I ventured out into London with the Thai Dorms girls and the Zimbabwe Team. Our entire group was starving, so we were searching for a place to get fish and chips. When everyone had their food, we started making our way to a small park to eat. I was in no hurry, however, because I (intelligently) had taken my malaria meds on an empty stomach. So, I wasn’t feeling well.
I was lagging behind the group, nibbling on some bread in hopes that my stomach would settle, when I noticed a girl sitting in front of a light post. She had a cardboard sign beside her that read something along the lines of, “Poet for Rent.” I love all things creative, so I was immediately drawn to her. I asked if she was going to recite a poem to me, and she replied that if I gave her a topic, she would actually write me a poem!
I thought that was ten times better than simply hearing one, but I couldn’t think of a topic. I noticed she didn’t have an accent, so I asked where she was from and her name. Suze. It turns out she is from New Orleans and she was traveling the world on a quest to find the meaning of life. She was confused about her purpose for living and thought that if she followed the paths of the Buddhist ascetics, then maybe she could find solace. With her, she carried only a small typewriter and a purse.
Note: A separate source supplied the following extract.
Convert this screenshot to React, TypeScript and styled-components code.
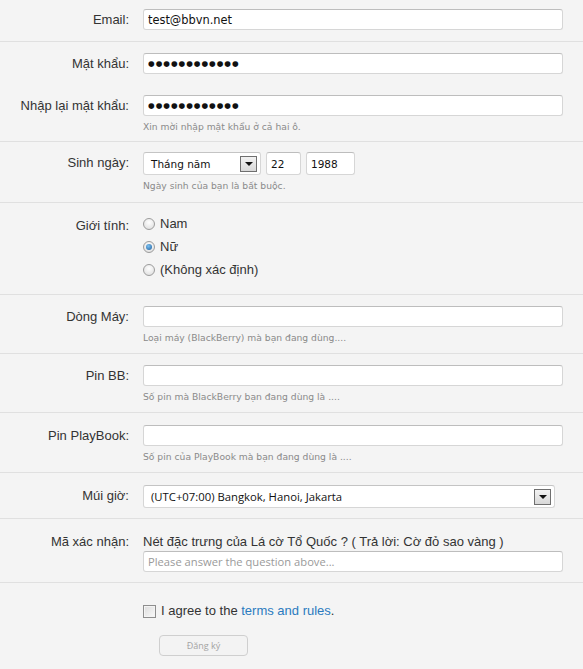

Eventually, Suze asked why I was in London, and I told her I was on my way to Thailand to tell people about Jesus and document a team of girls who were teaching English to Thai children. After a few minutes of talking, a French woman came and started yelling at Suze about begging money. She told the woman she would leave after she finished my poem. I thought for a moment about what subject would give me the most insight into her mind, and I asked her to write about the way religion affects our society and how people react to it. This is what she wrote:
Religion. It is the magic ink, scrawled
invisibly in our veins—
the fecund mind of child
wherein all is blossoming—
the hose’s whipping mouth
that never stops its dance,
that builds a shrine
wherever it’s eyes land.
The fog is lifted from the earth
and falls down, then we call it rain—
we throw our handfuls of confetti
then we are kissed by colors below.
Do prayers come from us
or do they come from above,
or are we wearing blankets
woven from our own breath?
The words haunted me. I loved it, but at the same time it was so sad. Her poem screamed out with longing for Christ, and I wanted to just sit with her all day and tell her about the preciousness of our savior. Unfortunately, I didn’t have any more time. She was being run off, and I had to get back with my team. As a last effort I said, “I don’t know what you believe or know about Jesus Christ, but is there anything you want me to pray for you about?” She asked me to pray that she could find her purpose.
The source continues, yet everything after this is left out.